Diese Erkenntnis wird als der Hawthorne-Effekt bezeichnet und ist der Ausgangspunkt der Human-Relations-Theorie: Das Paradigma, das sich aus den Hawthorne-Experimenten herauskristallisierte. Die Sichtweise auf Individuen in Arbeitssituationen hat sich daraufhin vor allem auf dem Gebiet der Sozialwissenschaft grundlegend geändert. Die Forscher haben erkannt, dass die Einstellung zum Unternehmen der Beschäftigten Auswirkungen auf die Produktivität hat. Dabei steht im Mittelpunkt, dass sich Arbeiter:innen an ihrem Arbeitsplatz gewürdigt und berücksichtigt fühlen. Diese Erkenntnis hatte auch Auswirkungen auf die Sichtweise von Kommunikation und Konflikten.
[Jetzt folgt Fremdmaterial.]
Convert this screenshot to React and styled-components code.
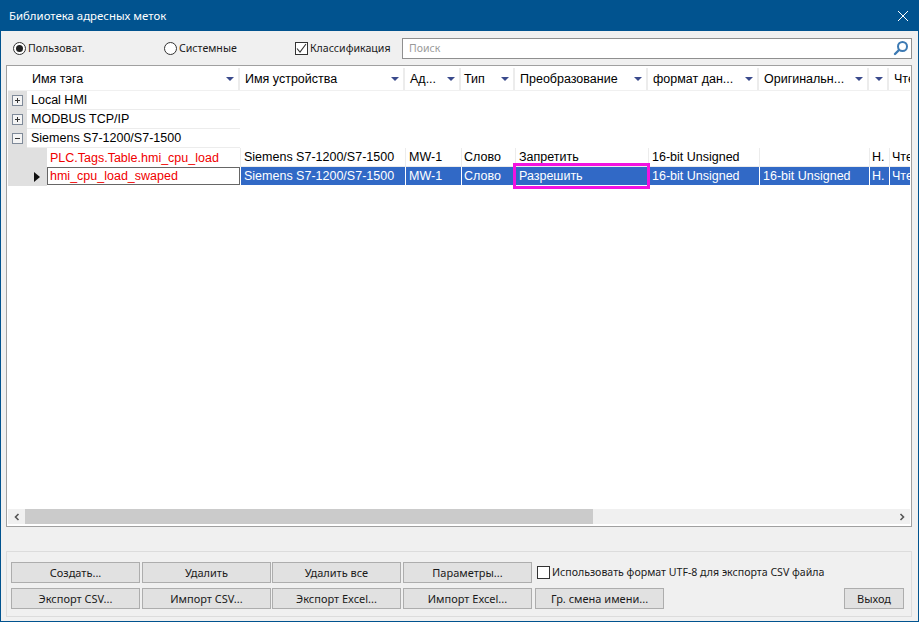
import React from "react";
import styled, { createGlobalStyle } from "styled-components";

const Global = createGlobalStyle`
  html, body { margin: 0; padding: 0; background: #f0f0f0; }
  * { box-sizing: border-box; }
`;
const COLS = "232px 165px 56px 54px 133px 111px 110px 20px 21px";
const UI = `"Noto Sans", "Open Sans", sans-serif`;
const GRID = `"Liberation Sans", Arial, sans-serif`;

const Win = styled.div`
  width: 919px; height: 622px; display: flex; flex-direction: column;
  background: #f0f0f0; border: 1px solid #01538f; border-top: 0; overflow: hidden;
  font-family: ${UI}; font-size: 11px; color: #1a1a1a;
`;
const TitleBar = styled.div`
  height: 31px; flex: none; margin: 0 -1px; background: #01538f; color: #fff;
  display: flex; align-items: center; justify-content: space-between;
  padding: 0 10px 0 9px; font-size: 11.4px;
`;
const Toolbar = styled.div`
  height: 34px; flex: none; display: flex; align-items: center; padding: 0 6px 0 12px;
`;
const Choice = styled.label`
  display: flex; align-items: center; gap: 2px; width: ${p => p.$w}px; flex: none; font-size: 10.6px;
`;
const Radio = styled.span`
  width: 13px; height: 13px; border-radius: 50%; border: 1px solid #333; background: #fff;
  display: flex; align-items: center; justify-content: center; flex: none;
  &::after { content: ""; width: 7px; height: 7px; border-radius: 50%; background: ${p => (p.$on ? "#222" : "transparent")}; }
`;
const Check = styled.span`
  width: 13px; height: 13px; border: 1px solid #333; background: #fff; flex: none;
  display: flex; align-items: center; justify-content: center;
`;
const Search = styled.div`
  flex: 1; height: 21px; border: 1px solid #8f8f8f; background: #fff; display: flex;
  align-items: center; justify-content: space-between; padding: 0 2px 0 6px; color: #9a9a9a; font-size: 10.5px;
`;
const Table = styled.div`
  flex: none; height: 462px; margin: 0 6px 0 5px; border: 1px solid #a0a0a0; background: #fff;
  padding: 1px 1px 2px 1px; display: flex; flex-direction: column; font-family: ${GRID}; font-size: 12.5px; color: #000;
`;
const Head = styled.div`
  display: grid; grid-template-columns: ${COLS}; height: 24px; flex: none; background: #fff;
  border-bottom: 1px solid #f0f0f0;
`;
const HeadCell = styled.div`
  display: flex; align-items: center; justify-content: space-between; position: relative;
  padding: 0 4px 0 ${p => p.$pad ?? 5}px; border-right: 2px solid #ececec; margin-top: 1px; overflow: hidden; white-space: nowrap;
  &:last-child { border-right: 0; padding-right: 0; }
`;
const Tri = styled.i`
  width: 0; height: 0; flex: none; border-left: 4px solid transparent; border-right: 4px solid transparent;
  border-top: 4px solid #3a4a8c;
`;
const Body = styled.div`flex: 1; display: flex; flex-direction: column;`;
const GroupRow = styled.div`
  width: 232px; height: 19px; display: flex; flex: none;
`;
const Gutter = styled.div`
  width: ${p => p.$w}px; flex: none; background: #e0e0e0; display: flex; align-items: center;
  justify-content: ${p => p.$end ? "flex-end" : "center"}; padding-right: ${p => p.$end ? 7 : 0}px;
`;
const GroupName = styled.div`
  flex: 1; display: flex; align-items: center; padding-left: 4px; border-bottom: 1px solid #ececec; border-top: 0;
`;
const DataRow = styled.div`
  display: grid; grid-template-columns: ${COLS}; height: 19px; flex: none;
`;
const NameCell = styled.div`display: flex; min-width: 0;`;
const Name = styled.div`
  flex: 1; color: #f00000; display: flex; align-items: center; padding-left: 3px; white-space: nowrap;
  ${p => p.$edit && "border: 1px solid #666; background: #fff; height: 18px; padding-left: 2px;"}
`;
const Cell = styled.div`
  display: flex; align-items: center; padding-left: ${p => p.$pad ?? 3}px; white-space: nowrap; overflow: hidden;
  background: ${p => (p.$sel ? "#3169c6" : "#fff")}; color: ${p => (p.$sel ? "#fff" : "#000")};
  border-left: 1px solid ${p => (p.$sel ? "#fff" : "#ececec")}; border-bottom: 1px solid ${p => (p.$sel ? "#fff" : "#ececec")};
`;
const MarkedCell = styled(Cell)`
  position: relative; overflow: visible;
  &::after { content: ""; position: absolute; top: -4px; bottom: -4px; left: -3px; right: -2px; border: 3px solid #f312e0; }
`;
const Scroll = styled.div`height: 15px; flex: none; display: flex; background: #f0f0f0; align-items: stretch;`;
const Arrow = styled.div`width: 17px; flex: none; display: flex; align-items: center; justify-content: center;`;
const Thumb = styled.div`width: 568px; flex: none; background: #cbcbcb;`;
const Track = styled.div`flex: 1;`;
const Group = styled.div`
  flex: none; margin: 24px 6px 0 5px; height: 66px; border: 1px solid #dcdcdc; padding: 10px 4px 0 4px;
  display: flex; flex-direction: column; gap: 5px;
`;
const BtnRow = styled.div`display: flex; height: 21px; align-items: center;`;
const Btn = styled.button`
  width: ${p => p.$w ?? 129}px; height: 21px; flex: none; margin-left: ${p => p.$ml ?? 0}px; margin-right: ${p => p.$mr ?? 0}px;
  background: #e1e1e1; border: 1px solid #adadad; padding: 0; font-family: ${UI}; font-size: 11px; color: #1a1a1a;
`;
const Utf = styled.label`display: flex; align-items: center; gap: 2px; margin-left: 5px; font-size: 10.6px; margin-top: -1px;`;
const Spring = styled.div`flex: 1;`;

const Box = ({ minus }) => (
  <svg width="11" height="11" viewBox="0 0 11 11">
    <rect x=".5" y=".5" width="10" height="10" fill="#f4f4f4" stroke="#7f8a99" />
    <path d={minus ? "M3 5.5h5" : "M3 5.5h5M5.5 3v5"} stroke="#333" fill="none" />
  </svg>
);
const Tick = () => (
  <svg width="11" height="11" viewBox="0 0 11 11"><path d="M1 5.5 4 9l6-8" fill="none" stroke="#333" strokeWidth="1.1" /></svg>
);
const heads = [
  ["Имя тэга", 24], ["Имя устройства", 5], ["Ад...", 5], ["Тип", 3], ["Преобразование", 5],
  ["формат дан...", 5], ["Оригинальн...", 5], ["", 0], ["Чте", 5],
];
const pads = [3, 3, 2, 3, 3, 3, 2, 2];
const row1 = ["Siemens S7-1200/S7-1500", "MW-1", "Слово", "Запретить", "16-bit Unsigned", "", "Н.", "Чте"];
const row2 = ["Siemens S7-1200/S7-1500", "MW-1", "Слово", "Разрешить", "16-bit Unsigned", "16-bit Unsigned", "Н.", "Чте"];

export default function App() {
  return (
    <Win>
      <Global />
      <TitleBar>
        <span>Библиотека адресных меток</span>
        <svg width="12" height="12" viewBox="0 0 12 12"><path d="M1 1l10 10M11 1 1 11" stroke="#fff" fill="none" /></svg>
      </TitleBar>
      <Toolbar>
        <Choice $w={151}><Radio $on />Пользоват.</Choice>
        <Choice $w={131}><Radio />Системные</Choice>
        <Choice $w={107}><Check><Tick /></Check>Классификация</Choice>
        <Search>
          Поиск
          <svg width="16" height="16" viewBox="0 0 16 16">
            <circle cx="9.5" cy="6.5" r="4.5" fill="none" stroke="#3d7ab3" strokeWidth="2" />
            <path d="M6 10l-4 4" stroke="#3d7ab3" strokeWidth="2.4" strokeLinecap="round" />
          </svg>
        </Search>
      </Toolbar>
      <Table>
        <Head>
          {heads.map(([t, pad], i) => (
            <HeadCell key={i} $pad={pad}>
              <span>{t}</span>
              {i < 8 && <Tri />}
            </HeadCell>
          ))}
        </Head>
        <Body>
          <GroupRow><Gutter $w={19}><Box /></Gutter><GroupName>Local HMI</GroupName></GroupRow>
          <GroupRow><Gutter $w={19}><Box /></Gutter><GroupName>MODBUS TCP/IP</GroupName></GroupRow>
          <GroupRow><Gutter $w={19}><Box minus /></Gutter><GroupName>Siemens S7-1200/S7-1500</GroupName></GroupRow>
          <DataRow>
            <NameCell><Gutter $w={39} /><Name>PLC.Tags.Table.hmi_cpu_load</Name></NameCell>
            {row1.map((t, i) => <Cell key={i} $pad={pads[i]}>{t}</Cell>)}
          </DataRow>
          <DataRow>
            <NameCell>
              <Gutter $w={39} $end>
                <svg width="6" height="10" viewBox="0 0 6 10"><path d="M0 0l6 5-6 5z" fill="#111" /></svg>
              </Gutter>
              <Name $edit>hmi_cpu_load_swaped</Name>
            </NameCell>
            {row2.map((t, i) => i === 3
              ? <MarkedCell key={i} $sel $pad={pads[i]}>{t}</MarkedCell>
              : <Cell key={i} $sel $pad={pads[i]}>{t}</Cell>)}
          </DataRow>
        </Body>
        <Scroll>
          <Arrow><svg width="8" height="8" viewBox="0 0 8 8"><path d="M5.5 1 2.5 4l3 3" fill="none" stroke="#555" strokeWidth="1.6" /></svg></Arrow>
          <Thumb />
          <Track />
          <Arrow><svg width="8" height="8" viewBox="0 0 8 8"><path d="M2.5 1l3 3-3 3" fill="none" stroke="#555" strokeWidth="1.6" /></svg></Arrow>
        </Scroll>
      </Table>
      <Group>
        <BtnRow>
          <Btn>Создать...</Btn><Btn $ml={2}>Удалить</Btn><Btn $ml={1}>Удалить все</Btn><Btn $ml={2}>Параметры...</Btn>
          <Utf><Check />Использовать формат UTF-8 для экспорта CSV файла</Utf>
        </BtnRow>
        <BtnRow>
          <Btn>Экспорт CSV...</Btn><Btn $ml={2}>Импорт CSV...</Btn><Btn $ml={1}>Экспорт Excel...</Btn><Btn $ml={2}>Импорт Excel...</Btn>
          <Btn $ml={3}>Гр. смена имени...</Btn>
          <Spring />
          <Btn $w={60} $mr={3}>Выход</Btn>
        </BtnRow>
      </Group>
    </Win>
  );
}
Kurt Lewin entwickelt daraufhin 1936 zusammen mit Ronald Lippitt die Daten-Rückkopplungs-Methode (Survey Feedback Method). Mit dieser Methode können die Verbesserungen der betrieblichen Zusammenarbeit gezielt umgesetzt werden.²

Parallel dazu entwickelte der österreichisch-amerikanische Arzt, Psychiater und Soziologe Jakob Levy Moreno die Soziometrie. In der Soziometrie wird die Gruppendynamik um Interventionstechniken erweitert und das Verhältnis bzw. die Einstellung der Gruppenmitglieder zueinander grafisch dargestellt. Eine weitere Entwicklung von ihm ist das Psychodrama, in der es darum geht, dass sich die Akteure von alten Rollenmustern und Verhaltensweisen lösen sollen. Dabei werden die gewonnenen Daten direkt in Handlung umgesetzt und dabei reflektiert, sodass der kreative und praktische Ansatz direkte Auswirkungen auf die Entwicklungen der Personen und Beziehungen hat.
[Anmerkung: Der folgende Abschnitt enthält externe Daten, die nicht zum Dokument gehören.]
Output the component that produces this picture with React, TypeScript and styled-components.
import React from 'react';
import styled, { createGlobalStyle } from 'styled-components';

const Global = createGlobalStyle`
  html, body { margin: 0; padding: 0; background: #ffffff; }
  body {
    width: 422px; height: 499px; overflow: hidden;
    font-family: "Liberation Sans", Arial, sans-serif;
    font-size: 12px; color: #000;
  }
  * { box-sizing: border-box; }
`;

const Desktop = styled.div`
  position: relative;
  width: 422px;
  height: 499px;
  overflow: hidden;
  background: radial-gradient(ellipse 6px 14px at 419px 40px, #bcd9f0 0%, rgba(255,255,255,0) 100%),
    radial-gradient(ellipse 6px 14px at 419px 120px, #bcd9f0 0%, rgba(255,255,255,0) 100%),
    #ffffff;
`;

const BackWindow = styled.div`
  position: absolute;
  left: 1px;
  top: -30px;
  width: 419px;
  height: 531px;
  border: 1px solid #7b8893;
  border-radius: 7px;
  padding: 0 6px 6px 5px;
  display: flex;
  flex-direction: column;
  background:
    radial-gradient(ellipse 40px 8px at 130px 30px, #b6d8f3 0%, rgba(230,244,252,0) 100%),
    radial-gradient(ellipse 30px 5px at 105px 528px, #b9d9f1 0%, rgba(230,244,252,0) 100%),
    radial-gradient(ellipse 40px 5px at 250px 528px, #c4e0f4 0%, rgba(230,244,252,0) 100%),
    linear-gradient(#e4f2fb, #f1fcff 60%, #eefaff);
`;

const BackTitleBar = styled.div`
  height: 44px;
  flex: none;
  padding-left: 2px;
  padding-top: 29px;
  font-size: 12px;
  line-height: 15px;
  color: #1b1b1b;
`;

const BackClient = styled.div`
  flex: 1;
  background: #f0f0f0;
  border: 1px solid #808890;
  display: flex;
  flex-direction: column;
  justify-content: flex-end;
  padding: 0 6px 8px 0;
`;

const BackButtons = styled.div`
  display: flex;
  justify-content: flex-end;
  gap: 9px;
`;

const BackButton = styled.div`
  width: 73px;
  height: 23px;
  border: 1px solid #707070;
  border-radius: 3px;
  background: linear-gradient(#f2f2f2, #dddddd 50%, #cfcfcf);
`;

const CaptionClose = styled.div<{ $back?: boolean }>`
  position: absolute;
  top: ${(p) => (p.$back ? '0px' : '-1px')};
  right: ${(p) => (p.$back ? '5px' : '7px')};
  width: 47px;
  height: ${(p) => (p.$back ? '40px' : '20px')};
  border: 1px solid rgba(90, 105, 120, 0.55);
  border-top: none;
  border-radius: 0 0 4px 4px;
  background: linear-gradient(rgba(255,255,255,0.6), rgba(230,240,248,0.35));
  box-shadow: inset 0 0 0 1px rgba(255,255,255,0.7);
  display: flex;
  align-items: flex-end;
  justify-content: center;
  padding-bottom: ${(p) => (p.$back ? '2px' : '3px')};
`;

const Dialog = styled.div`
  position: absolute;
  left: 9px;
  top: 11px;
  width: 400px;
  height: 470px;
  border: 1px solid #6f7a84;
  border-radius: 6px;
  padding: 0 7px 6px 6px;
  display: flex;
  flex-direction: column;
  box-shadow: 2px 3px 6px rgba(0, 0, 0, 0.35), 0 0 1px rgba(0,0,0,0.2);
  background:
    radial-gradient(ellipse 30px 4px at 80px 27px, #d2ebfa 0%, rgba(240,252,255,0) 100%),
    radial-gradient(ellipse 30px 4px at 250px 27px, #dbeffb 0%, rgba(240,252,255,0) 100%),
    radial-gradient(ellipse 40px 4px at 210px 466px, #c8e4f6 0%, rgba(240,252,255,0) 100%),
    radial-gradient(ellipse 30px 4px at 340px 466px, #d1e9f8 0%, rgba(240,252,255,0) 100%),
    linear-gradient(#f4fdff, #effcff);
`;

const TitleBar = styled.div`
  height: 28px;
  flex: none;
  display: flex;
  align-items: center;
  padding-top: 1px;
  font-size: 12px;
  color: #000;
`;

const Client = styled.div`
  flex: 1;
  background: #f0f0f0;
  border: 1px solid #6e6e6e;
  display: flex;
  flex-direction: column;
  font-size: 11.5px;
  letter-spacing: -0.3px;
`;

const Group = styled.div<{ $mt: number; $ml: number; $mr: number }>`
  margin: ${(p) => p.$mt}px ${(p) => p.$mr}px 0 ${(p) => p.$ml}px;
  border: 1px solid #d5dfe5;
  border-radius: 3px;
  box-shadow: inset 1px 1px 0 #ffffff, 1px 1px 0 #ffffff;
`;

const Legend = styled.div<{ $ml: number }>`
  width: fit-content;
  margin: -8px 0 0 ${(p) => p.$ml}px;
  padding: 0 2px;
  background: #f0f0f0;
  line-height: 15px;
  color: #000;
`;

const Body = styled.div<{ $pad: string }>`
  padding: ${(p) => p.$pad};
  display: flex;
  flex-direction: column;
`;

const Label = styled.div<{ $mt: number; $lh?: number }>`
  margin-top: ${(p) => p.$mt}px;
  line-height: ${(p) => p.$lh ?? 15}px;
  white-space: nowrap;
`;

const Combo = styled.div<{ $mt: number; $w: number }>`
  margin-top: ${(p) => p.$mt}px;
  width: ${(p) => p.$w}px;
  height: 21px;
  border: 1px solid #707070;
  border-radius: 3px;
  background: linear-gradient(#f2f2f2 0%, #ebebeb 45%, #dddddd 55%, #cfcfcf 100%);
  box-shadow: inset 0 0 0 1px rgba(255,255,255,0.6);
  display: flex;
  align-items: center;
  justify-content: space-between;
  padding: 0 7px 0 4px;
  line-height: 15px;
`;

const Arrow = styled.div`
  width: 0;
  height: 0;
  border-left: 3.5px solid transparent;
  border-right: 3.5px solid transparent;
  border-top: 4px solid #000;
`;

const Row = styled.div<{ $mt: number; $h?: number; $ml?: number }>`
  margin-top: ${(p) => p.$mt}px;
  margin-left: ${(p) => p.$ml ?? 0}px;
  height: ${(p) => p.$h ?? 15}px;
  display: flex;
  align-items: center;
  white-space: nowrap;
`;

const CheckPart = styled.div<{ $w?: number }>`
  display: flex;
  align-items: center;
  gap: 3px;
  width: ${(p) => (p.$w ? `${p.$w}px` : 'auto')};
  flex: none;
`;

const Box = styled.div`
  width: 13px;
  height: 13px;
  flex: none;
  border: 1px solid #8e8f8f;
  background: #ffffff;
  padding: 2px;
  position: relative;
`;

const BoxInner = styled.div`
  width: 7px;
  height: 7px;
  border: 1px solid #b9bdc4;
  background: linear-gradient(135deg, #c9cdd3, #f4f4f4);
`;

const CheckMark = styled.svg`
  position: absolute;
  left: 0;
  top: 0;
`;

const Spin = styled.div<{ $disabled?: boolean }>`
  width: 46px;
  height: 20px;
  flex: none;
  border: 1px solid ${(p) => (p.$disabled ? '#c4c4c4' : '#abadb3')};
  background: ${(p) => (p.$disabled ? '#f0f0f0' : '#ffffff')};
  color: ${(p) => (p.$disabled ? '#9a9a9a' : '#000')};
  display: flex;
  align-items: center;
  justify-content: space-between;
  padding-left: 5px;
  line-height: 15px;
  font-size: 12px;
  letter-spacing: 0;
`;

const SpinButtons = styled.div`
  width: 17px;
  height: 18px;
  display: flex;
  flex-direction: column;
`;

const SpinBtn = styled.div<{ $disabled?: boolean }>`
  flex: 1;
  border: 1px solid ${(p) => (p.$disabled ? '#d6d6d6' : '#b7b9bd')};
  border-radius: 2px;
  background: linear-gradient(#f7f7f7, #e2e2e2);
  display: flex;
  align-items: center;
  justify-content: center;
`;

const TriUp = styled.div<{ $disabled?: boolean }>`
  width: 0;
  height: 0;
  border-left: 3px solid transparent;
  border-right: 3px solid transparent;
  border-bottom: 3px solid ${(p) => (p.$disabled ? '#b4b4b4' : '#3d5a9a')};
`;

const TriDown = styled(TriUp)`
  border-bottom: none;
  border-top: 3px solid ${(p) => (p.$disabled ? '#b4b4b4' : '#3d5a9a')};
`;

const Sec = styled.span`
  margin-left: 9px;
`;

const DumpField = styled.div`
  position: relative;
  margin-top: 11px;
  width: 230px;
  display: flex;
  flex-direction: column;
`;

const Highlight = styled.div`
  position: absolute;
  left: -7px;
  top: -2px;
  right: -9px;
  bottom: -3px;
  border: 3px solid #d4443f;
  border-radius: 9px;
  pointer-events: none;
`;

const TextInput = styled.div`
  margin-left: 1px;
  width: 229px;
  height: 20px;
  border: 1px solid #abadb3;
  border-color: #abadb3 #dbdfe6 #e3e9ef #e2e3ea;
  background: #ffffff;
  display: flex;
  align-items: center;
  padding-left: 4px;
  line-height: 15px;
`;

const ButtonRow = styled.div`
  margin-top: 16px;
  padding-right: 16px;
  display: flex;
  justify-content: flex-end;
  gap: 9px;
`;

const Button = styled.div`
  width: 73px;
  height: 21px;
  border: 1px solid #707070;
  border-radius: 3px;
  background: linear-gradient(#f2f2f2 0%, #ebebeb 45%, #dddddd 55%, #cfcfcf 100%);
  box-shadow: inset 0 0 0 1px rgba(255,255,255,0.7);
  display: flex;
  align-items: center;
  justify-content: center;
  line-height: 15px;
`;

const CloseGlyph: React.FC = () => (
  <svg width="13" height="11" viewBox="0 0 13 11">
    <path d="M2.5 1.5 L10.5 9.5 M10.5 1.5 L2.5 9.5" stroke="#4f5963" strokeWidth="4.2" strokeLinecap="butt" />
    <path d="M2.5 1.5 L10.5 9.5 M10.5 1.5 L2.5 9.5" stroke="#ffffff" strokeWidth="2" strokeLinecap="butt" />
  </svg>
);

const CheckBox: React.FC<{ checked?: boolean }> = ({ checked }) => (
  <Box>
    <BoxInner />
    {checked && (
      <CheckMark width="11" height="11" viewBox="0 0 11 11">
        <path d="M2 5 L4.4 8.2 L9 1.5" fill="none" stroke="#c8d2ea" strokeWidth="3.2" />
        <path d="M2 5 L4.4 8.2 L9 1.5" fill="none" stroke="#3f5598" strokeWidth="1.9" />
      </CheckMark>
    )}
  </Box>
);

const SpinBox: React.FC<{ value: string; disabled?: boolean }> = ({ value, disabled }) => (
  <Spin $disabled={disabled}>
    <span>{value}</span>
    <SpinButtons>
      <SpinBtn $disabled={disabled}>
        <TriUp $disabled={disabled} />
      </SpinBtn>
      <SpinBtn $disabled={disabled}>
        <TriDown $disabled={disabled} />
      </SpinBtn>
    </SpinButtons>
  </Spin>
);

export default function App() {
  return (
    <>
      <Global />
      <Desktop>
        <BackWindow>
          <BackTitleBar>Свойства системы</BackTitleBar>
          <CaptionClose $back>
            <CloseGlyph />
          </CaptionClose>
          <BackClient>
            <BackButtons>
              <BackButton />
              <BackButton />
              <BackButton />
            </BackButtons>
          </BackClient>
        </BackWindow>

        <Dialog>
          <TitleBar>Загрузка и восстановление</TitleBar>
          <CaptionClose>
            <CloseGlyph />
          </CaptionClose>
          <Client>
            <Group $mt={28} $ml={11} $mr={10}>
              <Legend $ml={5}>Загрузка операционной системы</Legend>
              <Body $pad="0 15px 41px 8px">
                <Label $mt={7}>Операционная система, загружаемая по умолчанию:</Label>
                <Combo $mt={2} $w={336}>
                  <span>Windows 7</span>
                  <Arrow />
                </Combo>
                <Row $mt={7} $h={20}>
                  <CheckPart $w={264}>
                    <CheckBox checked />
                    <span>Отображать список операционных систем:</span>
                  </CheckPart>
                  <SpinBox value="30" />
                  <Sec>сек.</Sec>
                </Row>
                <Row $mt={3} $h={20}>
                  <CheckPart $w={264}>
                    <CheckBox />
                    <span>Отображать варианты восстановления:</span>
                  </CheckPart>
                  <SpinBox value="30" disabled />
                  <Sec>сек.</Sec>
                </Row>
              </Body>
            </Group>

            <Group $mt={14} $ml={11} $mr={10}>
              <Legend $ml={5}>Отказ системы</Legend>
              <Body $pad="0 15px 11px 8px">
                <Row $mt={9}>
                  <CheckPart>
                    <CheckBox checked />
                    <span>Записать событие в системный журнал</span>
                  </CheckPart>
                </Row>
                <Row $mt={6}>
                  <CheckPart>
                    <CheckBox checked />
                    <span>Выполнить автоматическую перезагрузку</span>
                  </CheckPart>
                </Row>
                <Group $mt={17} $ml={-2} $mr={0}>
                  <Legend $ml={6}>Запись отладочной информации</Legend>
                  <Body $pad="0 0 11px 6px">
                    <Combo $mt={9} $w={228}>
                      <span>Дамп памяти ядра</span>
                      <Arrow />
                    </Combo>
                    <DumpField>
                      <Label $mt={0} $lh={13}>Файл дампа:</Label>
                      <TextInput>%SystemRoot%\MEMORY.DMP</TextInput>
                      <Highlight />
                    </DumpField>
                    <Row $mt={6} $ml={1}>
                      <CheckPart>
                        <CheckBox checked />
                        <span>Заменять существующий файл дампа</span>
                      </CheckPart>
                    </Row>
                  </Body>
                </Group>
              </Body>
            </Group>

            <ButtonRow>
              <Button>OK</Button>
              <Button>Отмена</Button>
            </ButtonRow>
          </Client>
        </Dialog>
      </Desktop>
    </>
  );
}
Auch in der Gesellschaft wird die einseitig ökonomische Betrachtung immer öfter aufgegriffen und kritisiert. Diese Entwicklung wird besonders durch den Roman “Brave New World” (1932) von Aldous Huxley und den Film “Modern Times” (1936) von Charlie Chaplin bestärkt.

Quellen:

¹Sanders, Karin, Kianty, Andrea (2016): Organisationstheorien: Eine Einführung, Wiesbaden: VS Verlag für Sozialwissenschaften, S. 60.

²Kostka, Claudia (2016): Change Management. Praxisbuch für Führungskräfte, München: Carl Hanser Verlag, S. 10.

Kostka, Claudia (2016): Change Management. Praxisbuch für Führungskräfte, München: Carl Hanser Verlag, S. 9–10.

Borowski, Nancy, Meese, Katherine A. (2020): Organizational Behavior in Health Care, Burlington: Jones & Bartlett, S. 6–8.

Colbjørnsen, Tom (2003): Der Hawthorne-Effekt oder die Human-Relations-Theorie: Über die experimentelle Situation und ihren Einfluss, in: Theorien und Methoden in den Sozialwissenschaften (Hg.), Wiesbaden: Westdeutscher Verlag/GWV Fachverlage, S. 131–132.

Buß, Eugen (2008): Managementsoziologie: Grundlagen, Praxiskonzepte, Fallstudien, München: Oldenbourg Wissenschaftsverlag, S. 193–196.